━━━━━ Data ━━━━━

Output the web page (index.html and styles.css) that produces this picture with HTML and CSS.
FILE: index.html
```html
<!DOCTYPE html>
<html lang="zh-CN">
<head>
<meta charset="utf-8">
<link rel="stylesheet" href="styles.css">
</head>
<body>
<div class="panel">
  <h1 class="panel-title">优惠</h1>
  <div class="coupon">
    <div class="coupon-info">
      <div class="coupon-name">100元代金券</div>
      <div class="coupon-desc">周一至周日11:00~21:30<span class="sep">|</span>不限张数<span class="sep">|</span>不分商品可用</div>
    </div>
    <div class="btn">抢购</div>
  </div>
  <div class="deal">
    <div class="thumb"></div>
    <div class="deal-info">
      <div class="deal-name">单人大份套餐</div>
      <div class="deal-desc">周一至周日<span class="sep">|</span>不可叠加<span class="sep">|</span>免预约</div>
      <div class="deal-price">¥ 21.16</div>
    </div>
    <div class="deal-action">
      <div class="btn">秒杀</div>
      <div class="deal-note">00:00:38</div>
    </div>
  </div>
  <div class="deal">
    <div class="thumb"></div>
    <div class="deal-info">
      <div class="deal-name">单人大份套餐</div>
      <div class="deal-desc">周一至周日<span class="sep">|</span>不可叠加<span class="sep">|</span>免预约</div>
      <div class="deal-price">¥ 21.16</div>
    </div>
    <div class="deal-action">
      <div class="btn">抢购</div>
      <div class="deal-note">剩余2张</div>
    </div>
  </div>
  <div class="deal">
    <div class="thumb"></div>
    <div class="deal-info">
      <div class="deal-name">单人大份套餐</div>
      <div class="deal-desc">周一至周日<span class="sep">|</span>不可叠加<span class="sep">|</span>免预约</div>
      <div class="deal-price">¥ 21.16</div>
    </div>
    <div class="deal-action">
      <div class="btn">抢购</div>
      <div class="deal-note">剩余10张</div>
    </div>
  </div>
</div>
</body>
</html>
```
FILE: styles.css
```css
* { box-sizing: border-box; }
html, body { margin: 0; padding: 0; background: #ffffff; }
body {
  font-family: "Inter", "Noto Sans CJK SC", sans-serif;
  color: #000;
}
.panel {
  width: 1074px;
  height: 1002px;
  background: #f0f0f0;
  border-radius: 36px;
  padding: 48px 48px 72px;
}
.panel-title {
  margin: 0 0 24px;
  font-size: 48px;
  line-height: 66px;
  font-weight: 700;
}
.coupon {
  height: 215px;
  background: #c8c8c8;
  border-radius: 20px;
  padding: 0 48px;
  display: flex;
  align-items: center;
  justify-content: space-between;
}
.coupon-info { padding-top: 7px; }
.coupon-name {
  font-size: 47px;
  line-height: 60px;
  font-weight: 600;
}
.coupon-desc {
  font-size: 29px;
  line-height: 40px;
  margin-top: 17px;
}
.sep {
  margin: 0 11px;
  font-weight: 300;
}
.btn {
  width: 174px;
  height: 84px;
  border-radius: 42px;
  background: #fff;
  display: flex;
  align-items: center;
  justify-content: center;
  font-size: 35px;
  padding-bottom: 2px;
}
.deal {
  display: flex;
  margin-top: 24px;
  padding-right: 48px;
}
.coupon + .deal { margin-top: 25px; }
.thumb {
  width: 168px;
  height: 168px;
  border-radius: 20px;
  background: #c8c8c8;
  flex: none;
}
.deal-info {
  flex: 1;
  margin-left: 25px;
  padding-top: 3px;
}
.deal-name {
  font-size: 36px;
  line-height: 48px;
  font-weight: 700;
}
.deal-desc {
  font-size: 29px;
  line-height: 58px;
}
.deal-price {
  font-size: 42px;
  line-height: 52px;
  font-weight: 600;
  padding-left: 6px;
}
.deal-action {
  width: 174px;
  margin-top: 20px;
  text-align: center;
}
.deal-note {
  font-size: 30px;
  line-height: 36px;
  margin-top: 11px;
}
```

━━━━━

**Task goal**
Output the whole listing above again, word for word.

**Answer to this task**
Output the web page (index.html and styles.css) that produces this picture with HTML and CSS.
FILE: index.html
```html
<!DOCTYPE html>
<html lang="zh-CN">
<head>
<meta charset="utf-8">
<link rel="stylesheet" href="styles.css">
</head>
<body>
<div class="panel">
  <h1 class="panel-title">优惠</h1>
  <div class="coupon">
    <div class="coupon-info">
      <div class="coupon-name">100元代金券</div>
      <div class="coupon-desc">周一至周日11:00~21:30<span class="sep">|</span>不限张数<span class="sep">|</span>不分商品可用</div>
    </div>
    <div class="btn">抢购</div>
  </div>
  <div class="deal">
    <div class="thumb"></div>
    <div class="deal-info">
      <div class="deal-name">单人大份套餐</div>
      <div class="deal-desc">周一至周日<span class="sep">|</span>不可叠加<span class="sep">|</span>免预约</div>
      <div class="deal-price">¥ 21.16</div>
    </div>
    <div class="deal-action">
      <div class="btn">秒杀</div>
      <div class="deal-note">00:00:38</div>
    </div>
  </div>
  <div class="deal">
    <div class="thumb"></div>
    <div class="deal-info">
      <div class="deal-name">单人大份套餐</div>
      <div class="deal-desc">周一至周日<span class="sep">|</span>不可叠加<span class="sep">|</span>免预约</div>
      <div class="deal-price">¥ 21.16</div>
    </div>
    <div class="deal-action">
      <div class="btn">抢购</div>
      <div class="deal-note">剩余2张</div>
    </div>
  </div>
  <div class="deal">
    <div class="thumb"></div>
    <div class="deal-info">
      <div class="deal-name">单人大份套餐</div>
      <div class="deal-desc">周一至周日<span class="sep">|</span>不可叠加<span class="sep">|</span>免预约</div>
      <div class="deal-price">¥ 21.16</div>
    </div>
    <div class="deal-action">
      <div class="btn">抢购</div>
      <div class="deal-note">剩余10张</div>
    </div>
  </div>
</div>
</body>
</html>
```
FILE: styles.css
```css
* { box-sizing: border-box; }
html, body { margin: 0; padding: 0; background: #ffffff; }
body {
  font-family: "Inter", "Noto Sans CJK SC", sans-serif;
  color: #000;
}
.panel {
  width: 1074px;
  height: 1002px;
  background: #f0f0f0;
  border-radius: 36px;
  padding: 48px 48px 72px;
}
.panel-title {
  margin: 0 0 24px;
  font-size: 48px;
  line-height: 66px;
  font-weight: 700;
}
.coupon {
  height: 215px;
  background: #c8c8c8;
  border-radius: 20px;
  padding: 0 48px;
  display: flex;
  align-items: center;
  justify-content: space-between;
}
.coupon-info { padding-top: 7px; }
.coupon-name {
  font-size: 47px;
  line-height: 60px;
  font-weight: 600;
}
.coupon-desc {
  font-size: 29px;
  line-height: 40px;
  margin-top: 17px;
}
.sep {
  margin: 0 11px;
  font-weight: 300;
}
.btn {
  width: 174px;
  height: 84px;
  border-radius: 42px;
  background: #fff;
  display: flex;
  align-items: center;
  justify-content: center;
  font-size: 35px;
  padding-bottom: 2px;
}
.deal {
  display: flex;
  margin-top: 24px;
  padding-right: 48px;
}
.coupon + .deal { margin-top: 25px; }
.thumb {
  width: 168px;
  height: 168px;
  border-radius: 20px;
  background: #c8c8c8;
  flex: none;
}
.deal-info {
  flex: 1;
  margin-left: 25px;
  padding-top: 3px;
}
.deal-name {
  font-size: 36px;
  line-height: 48px;
  font-weight: 700;
}
.deal-desc {
  font-size: 29px;
  line-height: 58px;
}
.deal-price {
  font-size: 42px;
  line-height: 52px;
  font-weight: 600;
  padding-left: 6px;
}
.deal-action {
  width: 174px;
  margin-top: 20px;
  text-align: center;
}
.deal-note {
  font-size: 30px;
  line-height: 36px;
  margin-top: 11px;
}
```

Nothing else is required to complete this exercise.